Ouvert sur le monde aux rythmes des voyages, Habib veut davantage aller à la découverte du monde, voir ce qu’il s’y passe et transmettre une meilleure compréhension des choses. En cela, le chanteur est sensible au réchauffement climatique, parle de nouvelles technologies, invite à la tolérance et chante sur un fond reggae, YAFFA [extrait de KARIFA].

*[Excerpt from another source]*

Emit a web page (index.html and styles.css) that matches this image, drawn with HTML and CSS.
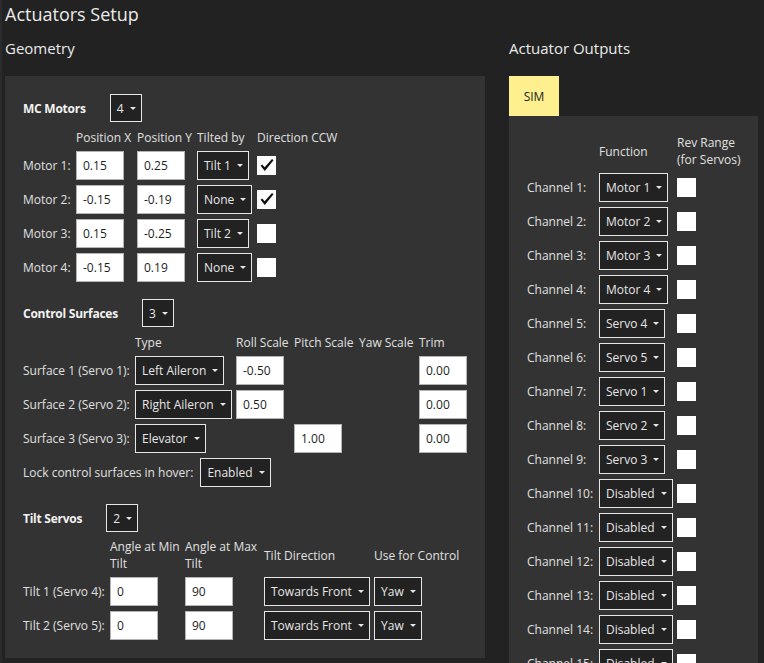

Avant de se présenter au public avec le Bamada (batterie, basse, guitare, piano, talking drum), Habib Koité, chant et guitare lead, avait pour guest (invitée) la chantre musulmane Aïcha Traoré dont le répertoire est ouvert à la variété. Accompagnée de ses cinq musiciens (batterie, basse, guitare, piano et talking drum), Aïcha Traoré qui est face à un public qui n’est pas sa fan base, ne tarde pas à le séduire. Quand elle met fin à sa prestation, les ovations nourries de près d’une minute sont la preuve qu’elle a relevé cet autre défi. « I tchèssiri », prête à tous les combats, son chant d’au revoir, témoigne de cette volonté pour elle d’aller le plus loin possible dans sa carrière musicale.
Témoignage fait de son talent, Habib Koité rappellera « la grande dame » qu’elle est pour un duo qui ouvrira sa tracklist [Habib] du soir. Au son de « I Mada », extrait de l’album Ma Ya, chant d’amour, conversation idyllique, Habib et Aïcha bercent de leurs voix le public, enchanté et conquis.
Même s’il n’est plus aujourd’hui le jeune homme des années 90, Habib, aidé du son d’ambiance que procure le talking drum et de la belle orchestration, reste un showmaker [en témoigne Muso Ko (affaire de femme) tiré de l’album du même titre], car le temps ne compte pas pour lui sur scène. Mais, de son temps de scène, l’Institut Français lui en accordera 1 heure 30. De Muso Ko, Habib voue presqu’un culte à la femme car, chante-t-il, s’il « le pouvait, la femme ne mourrait pas ».
A la fin du concert marqué de reconnaissance et de gratitude, Habib Koité a sacrifié son temps à la dédicace de KARIFA, dans le Hall de l’Institut.